### [Data shown]
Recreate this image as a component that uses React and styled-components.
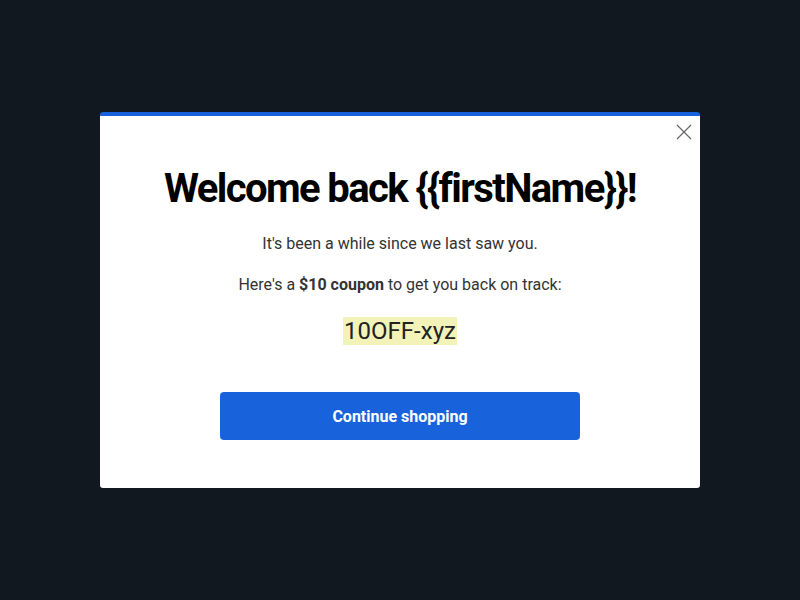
--
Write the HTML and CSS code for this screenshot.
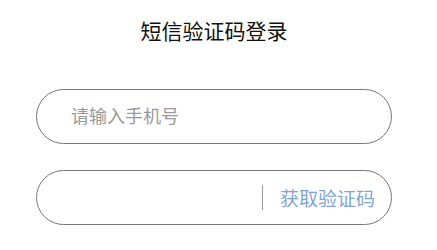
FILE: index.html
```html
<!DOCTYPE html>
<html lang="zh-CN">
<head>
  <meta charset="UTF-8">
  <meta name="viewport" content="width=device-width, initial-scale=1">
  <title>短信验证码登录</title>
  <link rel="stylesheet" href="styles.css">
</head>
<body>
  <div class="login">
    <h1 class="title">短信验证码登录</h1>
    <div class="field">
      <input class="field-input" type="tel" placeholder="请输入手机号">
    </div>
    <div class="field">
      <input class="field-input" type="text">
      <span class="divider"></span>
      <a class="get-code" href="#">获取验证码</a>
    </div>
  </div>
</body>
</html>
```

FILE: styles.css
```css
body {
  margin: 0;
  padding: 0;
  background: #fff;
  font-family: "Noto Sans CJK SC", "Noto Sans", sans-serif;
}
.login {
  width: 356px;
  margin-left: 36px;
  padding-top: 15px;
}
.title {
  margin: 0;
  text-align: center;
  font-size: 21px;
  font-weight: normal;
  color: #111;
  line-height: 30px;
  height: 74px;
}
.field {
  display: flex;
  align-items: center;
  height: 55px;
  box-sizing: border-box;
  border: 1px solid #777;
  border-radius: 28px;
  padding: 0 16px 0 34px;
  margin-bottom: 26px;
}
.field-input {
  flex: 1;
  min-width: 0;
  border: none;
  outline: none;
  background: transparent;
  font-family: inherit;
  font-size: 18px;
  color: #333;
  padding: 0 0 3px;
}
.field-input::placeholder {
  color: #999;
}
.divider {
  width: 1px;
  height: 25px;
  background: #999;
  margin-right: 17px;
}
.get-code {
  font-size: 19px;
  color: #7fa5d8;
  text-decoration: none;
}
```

### [Exercise details]
What is the number of lines in the data that hold the word "this"? Reply with that number and nothing else.

### [Answer]
2